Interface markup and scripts

○ ○ ○ ○ ○ ○ ○

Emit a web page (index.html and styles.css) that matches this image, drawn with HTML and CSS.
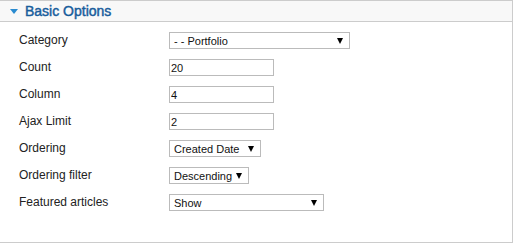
FILE: index.html
```html
<!DOCTYPE html>
<html lang="en">
<head>
  <meta charset="UTF-8" />
  <title>Basic Options</title>
  <link rel="stylesheet" href="styles.css">
</head>
<body>

  <div class="panel">
    <div class="panel-head">
      <span class="toggle"></span>
      <h3>Basic Options</h3>
    </div>

    <form class="options">
      <label for="category">Category</label>
      <span class="pick pick-category">
        <select id="category"><option>- - Portfolio</option></select>
      </span>

      <label for="count">Count</label>
      <input type="text" id="count" value="20" />

      <label for="column">Column</label>
      <input type="text" id="column" value="4" />

      <label for="limit">Ajax Limit</label>
      <input type="text" id="limit" value="2" />

      <label for="ordering">Ordering</label>
      <span class="pick pick-ordering">
        <select id="ordering"><option>Created Date</option></select>
      </span>

      <label for="filter">Ordering filter</label>
      <span class="pick pick-filter">
        <select id="filter"><option>Descending</option></select>
      </span>

      <label for="featured">Featured articles</label>
      <span class="pick pick-featured">
        <select id="featured"><option>Show</option></select>
      </span>
    </form>
  </div>

</body>
</html>
```

FILE: styles.css
```css
* {
  box-sizing: border-box;
  margin: 0;
  padding: 0;
}

body {
  font-family: "Liberation Sans", Arial, sans-serif;
  background: #fff;
  color: #333;
}

.panel {
  width: 513px;
  height: 243px;
  border: 1px solid #ccc;
  border-left: none;
}

.panel-head {
  display: flex;
  align-items: center;
  height: 21px;
  background: #f8f8f8;
  border-bottom: 1px solid #ccc;
  padding-left: 10px;
}

.toggle {
  width: 0;
  height: 0;
  border-left: 4px solid transparent;
  border-right: 4px solid transparent;
  border-top: 5px solid #2a8bd0;
  margin-right: 7px;
}

.panel-head h3 {
  font-size: 14px;
  font-weight: normal;
  color: #185d9c;
  -webkit-text-stroke: 0.45px #185d9c;
}

.options {
  display: grid;
  grid-template-columns: 150px auto;
  grid-auto-rows: 17px;
  justify-items: start;
  align-items: center;
  row-gap: 10px;
  padding: 10px 0 0 19px;
}

.options label {
  font-size: 12px;
  line-height: 17px;
  color: #222;
}

.options input,
.options select {
  display: block;
  font-family: inherit;
  font-size: 11px;
  color: #111;
  height: 17px;
  border: 1px solid #bbb;
  background: #fff;
  outline: none;
}

.options input {
  width: 105px;
  padding: 0 1px;
}

.pick {
  position: relative;
  display: block;
  height: 17px;
}

.pick select {
  appearance: none;
  -webkit-appearance: none;
  width: 100%;
  padding: 0 0 0 4px;
}

.pick::after {
  content: "";
  position: absolute;
  right: 7px;
  top: 6px;
  border-left: 3.5px solid transparent;
  border-right: 3.5px solid transparent;
  border-top: 6px solid #000;
  pointer-events: none;
}

.pick-category { width: 181px; }
.pick-ordering { width: 92px; }
.pick-filter { width: 80px; }
.pick-featured { width: 155px; }
```
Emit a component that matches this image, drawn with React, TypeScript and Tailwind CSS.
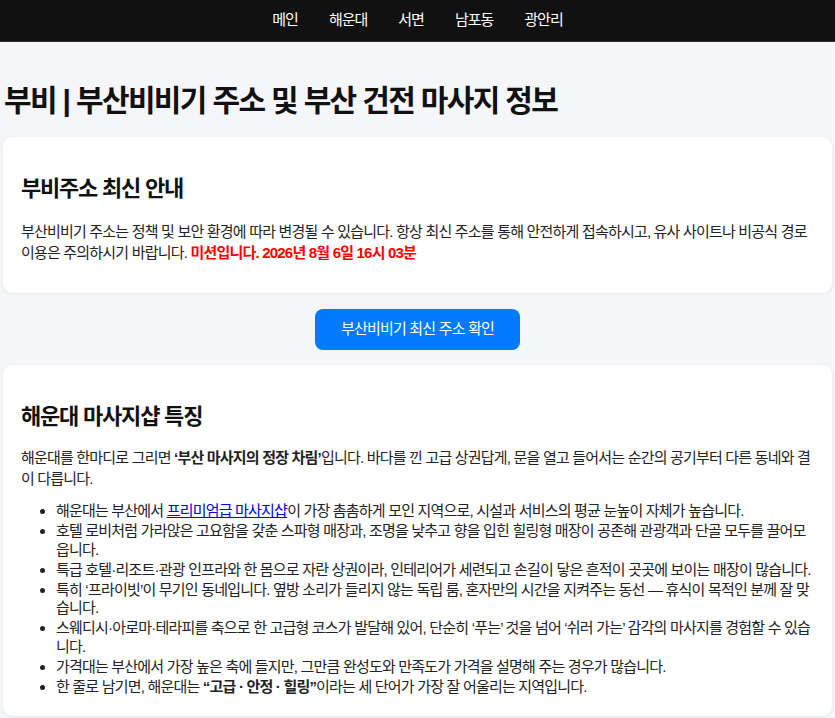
import React from "react";

const font = { fontFamily: '"Liberation Sans", "Noto Sans CJK KR", sans-serif' };

export default function App() {
  const nav = ["메인", "해운대", "서면", "남포동", "광안리"];
  return (
    <div className="min-h-[718px] bg-[#f5f6fa] text-[#222]" style={font}>
      <nav className="h-[42px] bg-[#111111] flex items-center justify-center gap-[31px] border-b border-[#333] tracking-[-1px]">
        {nav.map((n) => (
          <a key={n} className="text-white text-[15px]">{n}</a>
        ))}
      </nav>
      <div className="px-[3px]">
        <h1 className="text-[30px] font-bold text-[#111] mt-[37px] mb-[14px] pl-[1px] leading-[44px] tracking-[-1.65px]">
          부비 | 부산비비기 주소 및 부산 건전 마사지 정보
        </h1>
        <section className="bg-white rounded-[10px] shadow-[0_1px_4px_rgba(0,0,0,0.06)] px-[18px] pt-[18px] pb-[14px]">
          <h2 className="text-[22px] font-bold text-[#111] mt-[18px] mb-[16px] leading-[32px] tracking-[-1.2px]">부비주소 최신 안내</h2>
          <p className="text-[15px] leading-[21px] text-[#222] mb-[16px] tracking-[-0.8px]">
            부산비비기 주소는 정책 및 보안 환경에 따라 변경될 수 있습니다. 항상 최신 주소를 통해 안전하게 접속하시고, 유사 사이트나 비공식 경로 이용은 주의하시기 바랍니다.{" "}
            <span className="text-[#ff0000] font-bold">미션입니다. 2026년 8월 6일 16시 03분</span>
          </p>
        </section>
        <div className="flex justify-center mt-[16px] mb-[15px]">
          <a className="bg-[#007bff] text-white text-[15px] rounded-[8px] w-[205px] h-[41px] flex items-center justify-center tracking-[-0.8px]">
            부산비비기 최신 주소 확인
          </a>
        </div>
        <section className="bg-white rounded-[10px] shadow-[0_1px_4px_rgba(0,0,0,0.06)] px-[18px] pt-[18px] pb-[20px]">
          <h2 className="text-[22px] font-bold text-[#111] mt-[18px] mb-[14px] leading-[32px] tracking-[-1.2px]">해운대 마사지샵 특징</h2>
          <div className="tracking-[-0.8px]">
            <p className="text-[15px] leading-[21px] text-[#222]">
              해운대를 한마디로 그리면 <strong>‘부산 마사지의 정장 차림’</strong>입니다. 바다를 낀 고급 상권답게, 문을 열고 들어서는 순간의 공기부터 다른 동네와 결이 다릅니다.
            </p>
            <ul className="list-disc pl-[35px] mt-[13px] text-[15px] leading-[18.5px] text-[#222] flex flex-col gap-[1.5px]">
              <li>
                해운대는 부산에서 <a className="text-[#0000ee] underline">프리미엄급 마사지샵</a>이 가장 촘촘하게 모인 지역으로, 시설과 서비스의 평균 눈높이 자체가 높습니다.
              </li>
              <li>호텔 로비처럼 가라앉은 고요함을 갖춘 스파형 매장과, 조명을 낮추고 향을 입힌 힐링형 매장이 공존해 관광객과 단골 모두를 끌어모읍니다.</li>
              <li>특급 호텔·리조트·관광 인프라와 한 몸으로 자란 상권이라, 인테리어가 세련되고 손길이 닿은 흔적이 곳곳에 보이는 매장이 많습니다.</li>
              <li>특히 ‘프라이빗’이 무기인 동네입니다. 옆방 소리가 들리지 않는 독립 룸, 혼자만의 시간을 지켜주는 동선 — 휴식이 목적인 분께 잘 맞습니다.</li>
              <li>스웨디시·아로마·테라피를 축으로 한 고급형 코스가 발달해 있어, 단순히 ‘푸는’ 것을 넘어 ‘쉬러 가는’ 감각의 마사지를 경험할 수 있습니다.</li>
              <li>가격대는 부산에서 가장 높은 축에 들지만, 그만큼 완성도와 만족도가 가격을 설명해 주는 경우가 많습니다.</li>
              <li>
                한 줄로 남기면, 해운대는 <strong>“고급 · 안정 · 힐링”</strong>이라는 세 단어가 가장 잘 어울리는 지역입니다.
              </li>
            </ul>
          </div>
        </section>
      </div>
    </div>
  );
}
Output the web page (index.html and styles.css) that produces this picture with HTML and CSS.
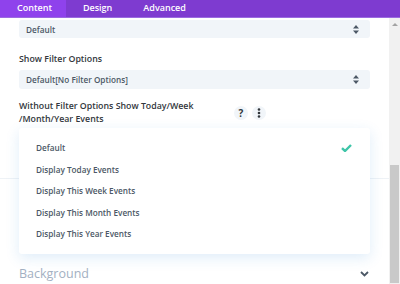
FILE: index.html
```html
<!DOCTYPE html>
<html lang="en">
<head>
    <meta charset="UTF-8">
    <meta name="viewport" content="width=device-width, initial-scale=1.0">
    <title>Module Settings</title>
    <link rel="stylesheet" href="styles.css">
</head>
<body>
    <div class="tabs">
        <div class="tab active">Content</div>
        <div class="tab">Design</div>
        <div class="tab">Advanced</div>
    </div>

    <div class="body">
        <div class="panel">
            <div class="select first">
                <span>Default</span>
                <svg class="arrows" width="6" height="9" viewBox="0 0 6 9"><path d="M3 0L6 3.5H0Z M3 9L0 5.5H6Z" fill="#4c5866"/></svg>
            </div>

            <div class="label">Show Filter Options</div>
            <div class="select">
                <span>Default[No Filter Options]</span>
                <svg class="arrows" width="6" height="9" viewBox="0 0 6 9"><path d="M3 0L6 3.5H0Z M3 9L0 5.5H6Z" fill="#4c5866"/></svg>
            </div>

            <div class="label-row">
                <div class="label-text">Without Filter Options Show Today/Week<br>/Month/Year Events</div>
                <div class="icon-btn">?</div>
                <div class="icon-btn">
                    <svg width="4" height="10" viewBox="0 0 4 10"><circle cx="2" cy="1.5" r="1.3" fill="#32373c"/><circle cx="2" cy="5" r="1.3" fill="#32373c"/><circle cx="2" cy="8.5" r="1.3" fill="#32373c"/></svg>
                </div>
            </div>

            <div class="field">
                <div class="select hidden-select"><span>Default</span></div>
                <div class="dropdown">
                    <div class="option selected">
                        <span>Default</span>
                        <svg width="11" height="8" viewBox="0 0 11 8"><path d="M1 4.2L4 7L10 1" stroke="#3ec5a8" stroke-width="2.4" fill="none"/></svg>
                    </div>
                    <div class="option">Display Today Events</div>
                    <div class="option">Display This Week Events</div>
                    <div class="option">Display This Month Events</div>
                    <div class="option">Display This Year Events</div>
                </div>
            </div>

            <div class="separator"></div>

            <div class="toggle">
                <span>Background</span>
                <svg width="9" height="6" viewBox="0 0 9 6"><path d="M1 1L4.5 4.5L8 1" stroke="#4c5866" stroke-width="1.8" fill="none"/></svg>
            </div>
        </div>

        <div class="scrollbar">
            <div class="scroll-up"></div>
            <div class="thumb"></div>
        </div>
    </div>
</body>
</html>
```

FILE: styles.css
```css
body {
    margin: 0;
    width: 400px;
    height: 284px;
    overflow: hidden;
    background: #fff;
    font-family: "Open Sans", Arial, sans-serif;
    color: #32373c;
}

/* Tab-Leiste */
.tabs {
    display: flex;
    height: 17px;
    background: #7e3bd0;
    border-bottom: 1px solid #9b6be0;
}

.tab {
    padding: 0 14px 0 17px;
    line-height: 15px;
    font-size: 9px;
    font-weight: 600;
    color: #fff;
}

.tab.active {
    background: #8f42ec;
}

.body {
    display: flex;
    height: 266px;
}

.panel {
    flex: 1;
    padding: 0 19px;
    overflow: hidden;
}

.select {
    display: flex;
    align-items: center;
    justify-content: space-between;
    height: 19px;
    padding: 0 11px 0 7px;
    background: #f1f5f9;
    border-radius: 3px;
    font-size: 8.2px;
    font-weight: 600;
    color: #4c5866;
}

.select.first {
    margin-top: 2px;
    height: 18px;
}

.label {
    margin: 14px 0 3px;
    font-size: 8.8px;
    line-height: 15px;
    font-weight: 600;
}

.label-row {
    display: flex;
    align-items: center;
    margin-top: 11px;
}

.label-text {
    width: 211px;
    font-size: 8.8px;
    line-height: 13px;
    font-weight: 600;
}

.icon-btn {
    display: flex;
    align-items: center;
    justify-content: center;
    width: 14px;
    height: 14px;
    margin-left: 4px;
    border-radius: 50%;
    background: #f1f5f9;
    font-size: 10px;
    font-weight: 700;
    color: #32373c;
}

.field {
    position: relative;
    margin-top: 2px;
}

.hidden-select {
    visibility: hidden;
}

/* Aufgeklappte Auswahl */
.dropdown {
    position: absolute;
    top: 0;
    left: 0;
    right: 0;
    z-index: 2;
    padding: 9px 0;
    background: #fff;
    border-radius: 3px;
    box-shadow: 0 4px 14px rgba(43, 135, 218, 0.15);
}

.option {
    display: flex;
    align-items: center;
    justify-content: space-between;
    padding: 0 18px 0 17px;
    line-height: 21.5px;
    font-size: 8.2px;
    font-weight: 600;
    color: #4c5866;
}

.separator {
    margin: 31px -19px 0;
    border-top: 1px solid #eef2f6;
}

.toggle {
    display: flex;
    align-items: center;
    justify-content: space-between;
    margin-top: 86px;
    padding-right: 1px;
    font-size: 12.5px;
    line-height: 18px;
    color: #a3b0c2;
}

/* Scrollleiste */
.scrollbar {
    position: relative;
    width: 11px;
    background: #f1f1f1;
}

.scroll-up {
    margin: 5px auto 0;
    width: 0;
    height: 0;
    border-left: 3px solid transparent;
    border-right: 3px solid transparent;
    border-bottom: 3px solid #a3a3a3;
}

.thumb {
    position: absolute;
    top: 147px;
    left: 1px;
    width: 9px;
    height: 118px;
    background: #c9c9c9;
}
```
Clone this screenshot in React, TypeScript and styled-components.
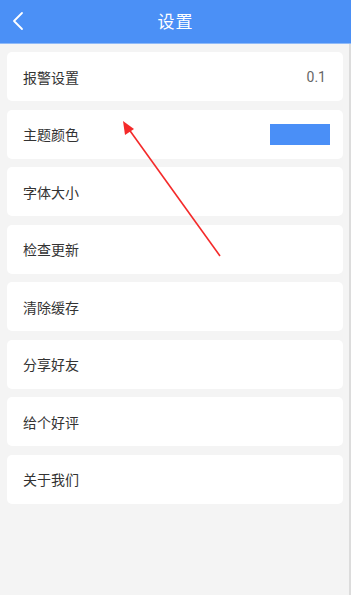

○ ○ ○ ○ ○ ○ ○

= PROMPT =
Each line holding the word "React" counts once; report the total and nothing else.

= THE ANSWER =
3